グレートホリデイ
いわば休日の王である。
一定の間隔で続いていくだろうと思われたあれやこれやは便宜的なバナナの皮一枚でバランスを崩壊させ目眩と共にアイデンティティーが瓦解する。良かれと思った行動が(仕事の場ですれ違いが発生し)災いとなってハートブレイクを催し、パンドラの箱から最後に出てきたのは希望だったことは忘却の彼方だ。寓話が頭内に充満し、誤解を曲解して弁解をはじめる。巡る言葉の中に答えはなく、自らの作り出した迷路の中で「ここではないどこかへ行きたい」などと独りごちる時、憐れな精神年齢を嗤う者は久しからず。ひとマス進んで強くなりたいと願い、ふたマス進んでこのままで良いのだと結論し、さんマス進んで大体全部覚えていない。生きていることが死んでいくことなら生の目的とは何か、人々は何故生きているのかと敷衍した脳内スペースは最終的に宇宙に進出し、超新星爆発した想いは今やグロテスクな愛憎となって眠い。そうしてまぶたが重たくなってようやく的外れな思考に気がつく。己が正しいと信ずる道を進みなさい、と僕は僕に告げ、未来の頑張りに期待して本日をシャットダウンした。
暑い夏の昼下がりのお日様の光が鋭い針のようだったから散歩に行こうと決めたその日はグレートホリデイ。カメラをぶる下げてマウンテンアドベンチャーハットを被ってサングラスをして日焼け止めを露出した肌に塗りたくりスニーカーを履いておんもに飛び出す僕という名の衝動は夏を希求している。形而上的なスイカバーに望みを託している。サコッシュの中には妖艶な五百円玉が一枚入っている。焼けた道を歩いているとひっくり返った蝉がセミファイナルの準備をしている。足が開いている蝉は生きている蝉、足が閉じている蝉は死んだ蝉。生きて歩いている僕は住宅街をあやしい格好で通り過ぎ、自転車をこいでいた下着姿のご老人の直視にもよく耐える。アスファルトから立ち上る陽炎はさながら笑気ガスのようだ。ドブ川にかかった橋が熱でたるみ異臭を放ち、生活排水を食らって丸々と太りミュータント化したボラの集団が触手をうまく使って丘に這い上がってくる。地球が放熱している。木立の間に幽玄な黒い影が立っている。僕の横を走り抜けていったランナーは急にTシャツを脱いで半裸となって荒々しく息をついて自由の片鱗を体現してドブ川に飛び込む。そしてランナーは触手をうまく使って丘に這い上がる。

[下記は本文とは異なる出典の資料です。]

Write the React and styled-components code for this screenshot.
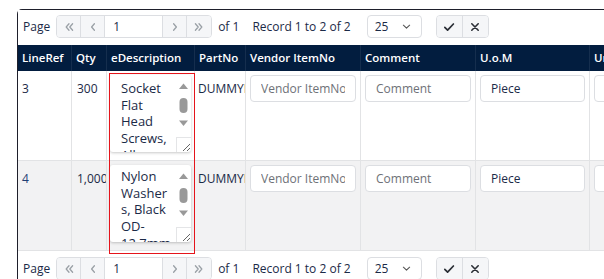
import React from 'react';
import styled, { createGlobalStyle } from 'styled-components';

const GlobalStyle = createGlobalStyle`
  html, body { margin: 0; padding: 0; background: #fff; overflow: hidden; }
  body { font-family: "Open Sans", "Noto Sans", sans-serif; font-size: 12px; color: #1b2a47; }
  * { box-sizing: border-box; }
`;

const COLS = '54px 35px 88px 51px 115px 115px 114px 115px';

const Frame = styled.div`
  position: relative;
  margin: 9px 0 0 17px;
  width: 720px;
  border-top: 1px solid #1e1f2b;
  border-left: 1px solid #1e1f2b;
  border-top-left-radius: 5px;
`;

const Pager = styled.div`
  display: flex;
  align-items: flex-start;
  height: ${p => (p.$bottom ? '30px' : '35px')};
  padding: ${p => (p.$bottom ? '6px' : '5px')} 0 0 5px;
  background: #fff;
`;

const Label = styled.span`
  line-height: 23px;
  margin-left: ${p => p.$gap || 0}px;
  white-space: nowrap;
  color: #1b2a47;
`;

const Group = styled.div`
  display: flex;
  height: 23px;
  margin-left: ${p => p.$gap || 0}px;
  border: 1px solid #dcdee2;
  border-radius: 4px;
  overflow: hidden;
`;

const NavButton = styled.div`
  width: ${p => p.$w || 24}px;
  height: 100%;
  display: flex;
  align-items: center;
  justify-content: center;
  background: #f5f6f8;
  border-right: 1px solid #dcdee2;
  &:last-child { border-right: none; }
`;

const PageInput = styled.div`
  width: 58px;
  height: 100%;
  background: #fff;
  border-right: 1px solid #dcdee2;
  padding-left: 8px;
  line-height: 21px;
  color: #1b2a47;
`;

const Select = styled.div`
  display: flex;
  align-items: center;
  justify-content: space-between;
  width: 55px;
  height: 23px;
  margin-left: 16px;
  padding: 0 9px 0 7px;
  border: 1px solid #dcdee2;
  border-radius: 4px;
  background: #fff;
  color: #1b2a47;
`;

const HeaderRow = styled.div`
  display: grid;
  grid-template-columns: ${COLS};
  height: 26px;
  background: #021d3f;
`;

const HeaderCell = styled.div`
  padding: 0 4px;
  line-height: 26px;
  font-size: 11.5px;
  color: #fff;
  font-weight: 600;
  white-space: nowrap;
  overflow: hidden;
  border-right: 1px solid rgba(255, 255, 255, 0.08);
`;

const Row = styled.div`
  display: grid;
  grid-template-columns: ${COLS};
  height: 90px;
  background: ${p => (p.$alt ? '#f2f2f3' : '#fff')};
  border-bottom: 1px solid #e2e3e5;
`;

const Cell = styled.div`
  padding: 4px;
  padding-left: ${p => p.$pl || 4}px;
  overflow: hidden;
  border-right: 1px solid #e2e3e5;
`;

const CellText = styled.div`
  line-height: 27px;
  white-space: nowrap;
  color: ${p => (p.$link ? '#1f3f73' : '#1b2a47')};
`;

const Field = styled.input`
  display: block;
  width: 100%;
  height: 27px;
  padding: 0 10px;
  border: 1px solid #dcdee2;
  border-radius: 4px;
  background: #fff;
  font-family: "Open Sans", "Noto Sans", sans-serif;
  font-size: 12px;
  color: #1b2a47;
  outline: none;
  &::placeholder { color: #6e7177; }
`;

const DescBox = styled.div`
  display: flex;
  width: 81px;
  height: 77px;
  margin-left: -1px;
  background: #fff;
  border-radius: 3px;
  box-shadow: 0 1px 3px rgba(0, 0, 0, 0.22);
  overflow: hidden;
`;

const DescText = styled.div`
  flex: 1;
  padding: ${p => p.$pt || 5}px 4px 0 11px;
  font-size: 13px;
  line-height: 16.7px;
  color: #1b2a47;
  overflow: hidden;
  overflow-wrap: break-word;
`;

const ScrollCol = styled.div`
  width: 15px;
  flex: none;
  display: flex;
  flex-direction: column;
  justify-content: space-between;
`;

const Grip = styled.div`
  width: 15px;
  height: 15px;
  border-top: 1px solid #e4e5e7;
  border-left: 1px solid #e4e5e7;
  display: flex;
  align-items: flex-end;
  justify-content: flex-end;
`;

const Annotation = styled.div`
  position: absolute;
  left: 91px;
  top: 63px;
  width: 86px;
  height: 181px;
  border: 1px solid #e5141b;
  pointer-events: none;
`;

const Icon = ({ d, color = '#9aa0a6', w = 1.3, size = 12 }) => (
  <svg width={size} height={size} viewBox="0 0 12 12" fill="none">
    <path d={d} stroke={color} strokeWidth={w} strokeLinecap="round" strokeLinejoin="round" />
  </svg>
);

const P = {
  first: 'M6 2.8 3.2 6 6 9.2M9.6 2.8 6.8 6l2.8 3.2',
  prev: 'M7.4 2.8 4.6 6l2.8 3.2',
  next: 'M4.6 2.8 7.4 6 4.6 9.2',
  last: 'M2.4 2.8 5.2 6 2.4 9.2M6 2.8 8.8 6 6 9.2',
  check: 'M1.8 6.4 4.6 9.2 10.4 3',
  x: 'M2.8 2.8 9.2 9.2M9.2 2.8 2.8 9.2',
  down: 'M2.6 4.6 6 7.8 9.4 4.6',
};

const PagerBar = ({ bottom }) => (
  <Pager $bottom={bottom}>
    <Label>Page</Label>
    <Group $gap={6}>
      <NavButton><Icon d={P.first} /></NavButton>
      <NavButton><Icon d={P.prev} /></NavButton>
      <PageInput>1</PageInput>
      <NavButton><Icon d={P.next} /></NavButton>
      <NavButton><Icon d={P.last} /></NavButton>
    </Group>
    <Label $gap={6}>of 1</Label>
    <Label $gap={13}>Record 1 to 2 of 2</Label>
    <Select>
      <span>25</span>
      <Icon d={P.down} color="#555" w={1.2} size={11} />
    </Select>
    <Group $gap={14}>
      <NavButton $w={26}><Icon d={P.check} color="#2b2f36" w={1.7} /></NavButton>
      <NavButton $w={25}><Icon d={P.x} color="#2b2f36" w={1.6} /></NavButton>
    </Group>
  </Pager>
);

const ScrollBar = () => (
  <ScrollCol>
    <svg width="15" height="58" viewBox="0 0 15 58">
      <polygon points="3,14 12,14 7.5,8.5" fill="#999" />
      <rect x="3.5" y="23" width="8" height="15" rx="4" fill="#999" />
      <polygon points="3,45.5 12,45.5 7.5,51" fill="#999" />
    </svg>
    <Grip>
      <svg width="12" height="12" viewBox="0 0 12 12">
        <path d="M11 4 4 11M11 8 8 11" stroke="#666" strokeWidth="1" />
      </svg>
    </Grip>
  </ScrollCol>
);

const rows = [
  { line: '3', qty: '300', desc: 'Socket Flat Head Screws, Alloy Steel', part: 'DUMMYPART', alt: false, pt: 5 },
  { line: '4', qty: '1,000', desc: 'Nylon Washers, Black OD-12.7mm ID', part: 'DUMMYPART', alt: true, pt: 3 },
];

const headers = ['LineRef', 'Qty', 'eDescription', 'PartNo', 'Vendor ItemNo', 'Comment', 'U.o.M', 'Unit Price'];

export default function App() {
  return (
    <>
      <GlobalStyle />
      <Frame>
        <PagerBar />
        <HeaderRow>
          {headers.map(h => <HeaderCell key={h}>{h}</HeaderCell>)}
        </HeaderRow>
        {rows.map(r => (
          <Row key={r.line} $alt={r.alt}>
            <Cell><CellText $link={r.alt}>{r.line}</CellText></Cell>
            <Cell $pl={5}><CellText>{r.qty}</CellText></Cell>
            <Cell>
              <DescBox>
                <DescText $pt={r.pt}>{r.desc}</DescText>
                <ScrollBar />
              </DescBox>
            </Cell>
            <Cell $pl={3}><CellText>{r.part}</CellText></Cell>
            <Cell><Field placeholder="Vendor ItemNo" readOnly /></Cell>
            <Cell><Field placeholder="Comment" readOnly /></Cell>
            <Cell><Field defaultValue="Piece" readOnly /></Cell>
            <Cell><Field readOnly /></Cell>
          </Row>
        ))}
        <PagerBar bottom />
        <Annotation />
      </Frame>
    </>
  );
}
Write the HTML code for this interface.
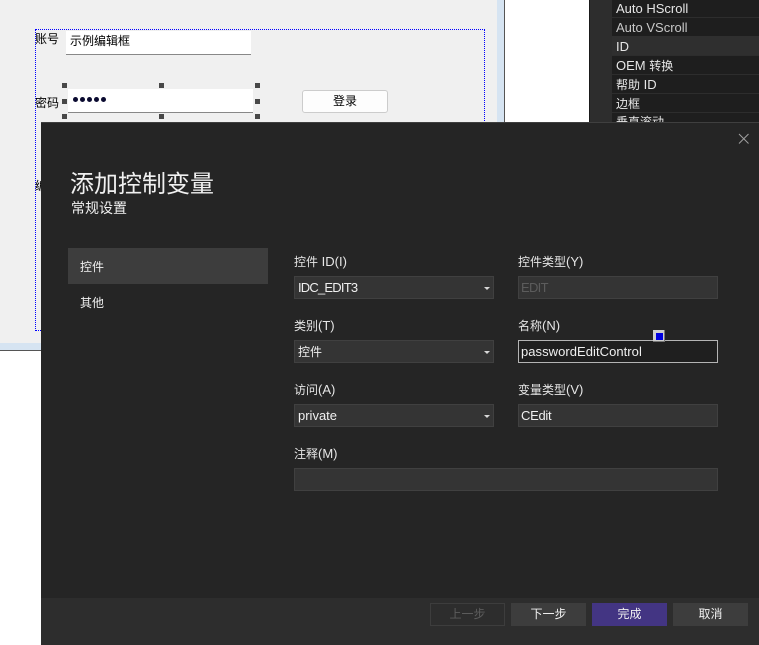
<!DOCTYPE html>
<html lang="zh">
<head>
<meta charset="utf-8">
<title>添加控制变量</title>
<style>
html,body{margin:0;padding:0;width:759px;height:645px;overflow:hidden;background:#fff}
body{position:relative;font-family:"Liberation Sans","Noto Sans CJK SC",sans-serif;font-size:13px}
.a{position:absolute;box-sizing:border-box}
.t{position:absolute;white-space:nowrap;line-height:18px;height:18px}
.row{position:absolute;left:612px;width:147px;background:#1e1e1e;color:#e6e6e6;line-height:19px;padding-left:4px;box-sizing:border-box;white-space:nowrap}
.h{position:absolute;width:5px;height:5px;background:#484848}
.f{position:absolute;height:23px;width:200px;background:#343434;border:1px solid #404040;box-sizing:border-box;color:#f0f0f0;line-height:21px;padding-left:3px;white-space:nowrap}
.f.w{padding-left:2px}
.arr{position:absolute;right:3px;top:10px;width:0;height:0;border-left:3px solid transparent;border-right:3px solid transparent;border-top:3px solid #d8d8d8}
.l{position:absolute;color:#e6e6e6;line-height:18px;white-space:nowrap}
.c{font-size:12px}
.b{position:absolute;top:603px;width:75px;height:23px;background:#3d3d3d;color:#f0f0f0;text-align:center;line-height:23px;box-sizing:border-box;font-size:12px}
</style>
</head>
<body>
<!-- background IDE -->
<div class="a" style="left:0;top:0;width:497px;height:343px;background:#f0f0f0"></div>
<div class="a" style="left:497px;top:0;width:7px;height:122px;background:#d6e4f2"></div>
<div class="a" style="left:0;top:343px;width:41px;height:7px;background:#d6e4f2"></div>
<div class="a" style="left:0;top:350px;width:41px;height:1px;background:#555"></div>
<div class="a" style="left:504px;top:0;width:1px;height:122px;background:#555"></div>
<div class="a" style="left:589px;top:0;width:1px;height:122px;background:#1a1a1a"></div>
<div class="a" style="left:590px;top:0;width:169px;height:122px;background:#2d2d2d"></div>

<div class="row" style="top:0;height:17px;line-height:17px">Auto HScroll</div>
<div class="row" style="top:18px;height:18px;color:#c8c8c8">Auto VScroll</div>
<div class="row" style="top:36px;height:19px;background:#2f2f2f;line-height:21px">ID</div>
<div class="row" style="top:56px;height:18px">OEM <span class="c">转换</span></div>
<div class="row" style="top:75px;height:18px"><span class="c">帮助</span> ID</div>
<div class="row" style="top:94px;height:18px"><span class="c">边框</span></div>
<div class="row" style="top:113px;height:9px;overflow:hidden;line-height:17px"><span class="c">垂直滚动</span></div>

<!-- dialog designer -->
<div class="a" style="left:35px;top:29px;width:450px;height:302px;border:1px dotted #0000ff"></div>
<div class="t" style="left:35px;top:30px;font-size:12px;color:#000">账号</div>
<div class="t" style="left:35px;top:94px;font-size:12px;color:#000">密码</div>
<div class="t" style="left:35px;top:177px;font-size:12px;color:#000">编</div>
<div class="a" style="left:66px;top:31px;width:185px;height:24px;background:#fff;border-bottom:1px solid #888;padding-left:4px;font-size:12px;line-height:21px;color:#000">示例编辑框</div>
<div class="a" style="left:68px;top:89px;width:185px;height:24px;background:#fff;border-bottom:1px solid #888"></div>
<div class="a" style="left:73px;top:97px;width:34px;height:9px;display:flex;gap:1.6px">
<i style="width:5.4px;height:5.4px;border-radius:50%;background:#0a0a30;display:block"></i><i style="width:5.4px;height:5.4px;border-radius:50%;background:#0a0a30;display:block"></i><i style="width:5.4px;height:5.4px;border-radius:50%;background:#0a0a30;display:block"></i><i style="width:5.4px;height:5.4px;border-radius:50%;background:#0a0a30;display:block"></i><i style="width:5.4px;height:5.4px;border-radius:50%;background:#0a0a30;display:block"></i>
</div>
<div class="a" style="left:302px;top:90px;width:86px;height:23px;background:#fdfdfd;border:1px solid #ccc;border-radius:3px;text-align:center;font-size:12px;line-height:21px;color:#000">登录</div>
<div class="h" style="left:62px;top:83px"></div><div class="h" style="left:159px;top:83px"></div><div class="h" style="left:255px;top:83px"></div>
<div class="h" style="left:62px;top:99px"></div><div class="h" style="left:255px;top:99px"></div>
<div class="h" style="left:62px;top:114px"></div><div class="h" style="left:159px;top:114px"></div><div class="h" style="left:255px;top:114px"></div>

<!-- modal -->
<div class="a" style="left:41px;top:122px;width:718px;height:523px;background:#252525;border-top:1px solid #3f3f3f"></div>
<div class="a" style="left:41px;top:598px;width:718px;height:47px;background:#2d2d2d"></div>
<svg class="a" style="left:738px;top:133px" width="12" height="12" viewBox="0 0 12 12"><path d="M1 1L10.500 10.500M10.500 1L1 10.500" stroke="#a0a0a0" stroke-width="1" fill="none"/></svg>

<div class="t" style="left:70px;top:169px;font-size:24px;line-height:32px;height:32px;color:#f0f0f0">添加控制变量</div>
<div class="t" style="left:71px;top:199px;font-size:14px;color:#f0f0f0">常规设置</div>

<div class="a" style="left:68px;top:248px;width:200px;height:36px;background:#3d3d3d"></div>
<div class="t" style="left:80px;top:258px;color:#f0f0f0;font-size:12px">控件</div>
<div class="t" style="left:80px;top:294px;color:#f0f0f0;font-size:12px">其他</div>

<div class="l" style="left:294px;top:253px"><span class="c">控件</span> ID(I)</div>
<div class="l" style="left:518px;top:253px"><span class="c">控件类型</span>(Y)</div>
<div class="l" style="left:294px;top:317px"><span class="c">类别</span>(T)</div>
<div class="l" style="left:518px;top:317px"><span class="c">名称</span>(N)</div>
<div class="l" style="left:294px;top:381px"><span class="c">访问</span>(A)</div>
<div class="l" style="left:518px;top:381px"><span class="c">变量类型</span>(V)</div>
<div class="l" style="left:294px;top:445px"><span class="c">注释</span>(M)</div>

<div class="f" style="left:294px;top:276px"><span style="letter-spacing:-.8px">IDC_EDIT3</span><span class="arr"></span></div>
<div class="f w" style="left:518px;top:276px;color:#5c5c5c;letter-spacing:-.7px">EDIT</div>
<div class="f" style="left:294px;top:340px"><span class="c">控件</span><span class="arr"></span></div>
<div class="f w" style="left:518px;top:340px;background:#1f1f1f;border-color:#b4b4b4;letter-spacing:.05px">passwordEditControl</div>
<div class="f" style="left:294px;top:404px">private<span class="arr"></span></div>
<div class="f w" style="left:518px;top:404px;letter-spacing:-.3px">CEdit</div>
<div class="f" style="left:294px;top:468px;width:424px"></div>

<div class="a" style="left:653px;top:330px;width:12px;height:12px;background:#d0d0d0;border-right:1px solid #777;border-bottom:1px solid #777"></div>
<div class="a" style="left:656px;top:333px;width:7px;height:7px;background:#0000e0"></div>

<div class="b" style="left:430px;background:none;border:1px solid #3d3d3d;color:#5c5c5c;line-height:21px">上一步</div>
<div class="b" style="left:511px">下一步</div>
<div class="b" style="left:592px;background:#433583">完成</div>
<div class="b" style="left:673px">取消</div>
</body>
</html>
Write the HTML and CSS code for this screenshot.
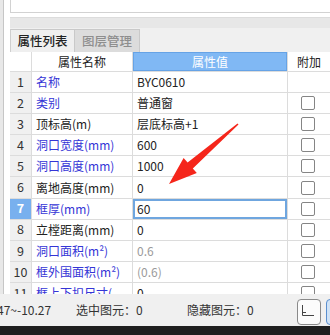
FILE: index.html
```html
<!DOCTYPE html>
<html>
<head>
<meta charset="utf-8">
<link rel="stylesheet" href="styles.css">
</head>
<body>
<div class="app">
  <div class="main">
    <div class="leftstrip"></div>
    <div class="panel">
      <div class="topbox"></div>
      <div class="graybar"></div>
      <div class="tabs">
        <div class="tab active">属性列表</div>
        <div class="tab">图层管理</div>
      </div>
      <div class="grid">
        <div class="row head">
          <div class="c num"></div>
          <div class="c name center">属性名称</div>
          <div class="c val hval center">属性值</div>
          <div class="c ext center">附加</div>
        </div>
        <div class="row"><div class="c num">1</div><div class="c name blue">名称</div><div class="c val">BYC0610</div><div class="c ext"></div></div>
        <div class="row"><div class="c num">2</div><div class="c name blue">类别</div><div class="c val">普通窗</div><div class="c ext"><span class="cb"></span></div></div>
        <div class="row"><div class="c num">3</div><div class="c name">顶标高(m)</div><div class="c val">层底标高+1</div><div class="c ext"><span class="cb"></span></div></div>
        <div class="row"><div class="c num">4</div><div class="c name blue">洞口宽度(mm)</div><div class="c val">600</div><div class="c ext"><span class="cb"></span></div></div>
        <div class="row"><div class="c num">5</div><div class="c name blue">洞口高度(mm)</div><div class="c val">1000</div><div class="c ext"><span class="cb"></span></div></div>
        <div class="row"><div class="c num">6</div><div class="c name">离地高度(mm)</div><div class="c val">0</div><div class="c ext"><span class="cb"></span></div></div>
        <div class="row"><div class="c num sel">7</div><div class="c name blue">框厚(mm)</div><div class="c val edit">60</div><div class="c ext"><span class="cb"></span></div></div>
        <div class="row"><div class="c num">8</div><div class="c name">立樘距离(mm)</div><div class="c val">0</div><div class="c ext"><span class="cb"></span></div></div>
        <div class="row"><div class="c num">9</div><div class="c name blue">洞口面积(m²)</div><div class="c val gray">0.6</div><div class="c ext"><span class="cb"></span></div></div>
        <div class="row"><div class="c num">10</div><div class="c name blue">框外围面积(m²)</div><div class="c val gray">(0.6)</div><div class="c ext"><span class="cb"></span></div></div>
        <div class="row"><div class="c num">11</div><div class="c name blue">框上下扣尺寸(</div><div class="c val">0</div><div class="c ext"><span class="cb"></span></div></div>
      </div>
    </div>
  </div>
  <div class="status">
    <span class="coord">47~-10.27</span>
    <span class="st1">选中图元：0</span>
    <span class="st2">隐藏图元：0</span>
    <span class="btn">
      <svg width="24" height="26" viewBox="0 0 24 26"><path d="M5.5 6v10.5H17M5.5 13.5H9" fill="none" stroke="#444" stroke-width="1"/></svg>
    </span>
    <span class="btn2"></span>
  </div>
  <div class="darkbar"></div>
</div>
<svg class="arrow" width="330" height="335" viewBox="0 0 330 335">
  <polygon points="238.5,124.6 192.8,168.5 196.8,173.1 169,184 183.6,157.9 187.6,162.5 237.5,123.4" fill="#f5261b"/>
</svg>
</body>
</html>
```
FILE: styles.css
```css
html, body {
  margin: 0;
  padding: 0;
}
body {
  width: 330px;
  height: 335px;
  overflow: hidden;
  position: relative;
  background: #ffffff;
  font-family: "Noto Sans CJK SC", "Noto Sans", sans-serif;
  font-size: 12px;
  color: #222;
}
.app {
  display: flex;
  flex-direction: column;
  height: 335px;
}
.main {
  flex: 1;
  display: flex;
  min-height: 0;
}
.leftstrip {
  width: 10px;
  flex: none;
  background: linear-gradient(to right, #e8e8e8 0, #e8e8e8 3px, #c6c6c6 3px, #c6c6c6 4px, #ffffff 4px);
}
.panel {
  flex: 1;
  display: flex;
  flex-direction: column;
  min-width: 0;
  overflow: hidden;
}
.topbox {
  height: 12px;
  flex: none;
  border-left: 1px solid #d2d2d2;
  border-bottom: 1px solid #d2d2d2;
  margin-bottom: 4px;
}
.graybar {
  height: 10px;
  flex: none;
  background: #e7e7e7;
  border-top: 1px solid #dcdcdc;
}
.tabs {
  height: 24px;
  flex: none;
  background: #f0f0f0;
  display: flex;
  align-items: flex-end;
  box-sizing: border-box;
  padding-top: 1px;
}
.tab {
  height: 23px;
  box-sizing: border-box;
  width: 65px;
  display: flex;
  align-items: center;
  justify-content: center;
  line-height: 1;
  background: #dcdcdc;
  color: #8e8e8e;
  border: 1px solid #c9c9c9;
  border-bottom: none;
  border-left: none;
  font-weight: 500;
  font-size: 12.5px;
}
.tab.active {
  width: 65px;
  background: #efefef;
  color: #222;
  border-left: 1px solid #cfcfcf;
}
.grid {
  flex: 1;
  min-height: 0;
  overflow: hidden;
  border-left: 1px solid #d8d8d8;
  margin-left: -1px;
}
.row {
  display: grid;
  grid-template-columns: 22px 101px 155px 42px;
  height: 21.1px;
  box-sizing: border-box;
  border-bottom: 1px solid #dcdcdc;
}
.row.head {
  height: 20px;
}
.c {
  display: flex;
  align-items: center;
  box-sizing: border-box;
  border-right: 1px solid #dcdcdc;
  padding-left: 4px;
  white-space: nowrap;
  overflow: hidden;
  line-height: 1;
}
.c.center {
  justify-content: center;
  padding-left: 0;
}
.num {
  background: #f0f0f0;
  justify-content: center;
  padding-left: 0;
  color: #333;
  font-size: 12.5px;
}
.head .num {
  background: #ffffff;
}
.num.sel {
  background: #78b0ee;
  color: #ffffff;
  font-weight: bold;
}
.hval {
  background: #80b8f4;
  color: #ffffff;
  box-shadow: inset 0 0 0 1px #66a3e6;
}
.blue {
  color: #3535d6;
}
.gray {
  color: #9a9a9a;
}
.edit {
  box-shadow: inset 0 0 0 2px #6fa6df;
}
.ext {
  justify-content: center;
  padding-left: 0;
  border-right: none;
}
.cb {
  width: 14px;
  height: 14px;
  box-sizing: border-box;
  border: 1px solid #858585;
  border-radius: 2px;
  background: #fff;
  margin-left: -2px;
}
.status {
  height: 32px;
  flex: none;
  background: #f0f0f0;
  display: flex;
  align-items: center;
  position: relative;
  color: #333;
  font-size: 12px;
  line-height: 1;
  overflow: hidden;
}
.status > span {
  flex: none;
}
.coord {
  margin-left: -3px;
  width: 79px;
}
.st1 {
  width: 111px;
}
.st2 {
  width: 110px;
}
.btn {
  width: 24px;
  height: 26px;
  box-sizing: border-box;
  border: 1px solid #8a8a8a;
  border-radius: 4px;
  background: #fbfbfb;
  display: flex;
  margin-top: 3px;
  overflow: hidden;
}
.btn svg {
  margin: -1px;
}
.btn2 {
  margin-left: 5px;
  width: 20px;
  height: 26px;
  box-sizing: border-box;
  border: 1px solid #5b8fcf;
  border-radius: 4px;
  background: #cfe2f6;
  margin-top: 3px;
}
.darkbar {
  height: 9px;
  flex: none;
  background: #1f1f1f;
}
.arrow {
  position: absolute;
  left: 0;
  top: 0;
  pointer-events: none;
}
```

熱が見せる幻だ。全ては暑すぎるがゆえの夢幻である。スニーカーの底が溶けそうな河川敷の道を歩きながらいつまでも聞こえ続けている野球少年たちの叫びを聴いていた。たくさんの蝉の声の中に蝉の幽霊の声もあるだろう。虚空にカメラを構えると青空の中におじいちゃんとおばあちゃんがダブルピースしている。10kmの灼熱の散歩道。これほど爽やかな一日はきっと無い。帰ったら星の王子さまを読もう。帰ったらフジロックで平沢進さんを見よう。そんなことばかり考えているとき、他愛ない一日がまるで偉大な休日であるように思われてならない。足を引きずって歩き続けるうちに意識が本格的に朦朧としてくる。僕は僕の幽霊で、僕の肉体はまだエアコンの効いた部屋の中で静かに寝息を立てているのだ。そうして部屋のドアを開け、風呂のドアを開け、中に飛び込んで水を頭からひっかぶった時、はっきりと自分が生きていることが分かる。深い海の底みたいだ。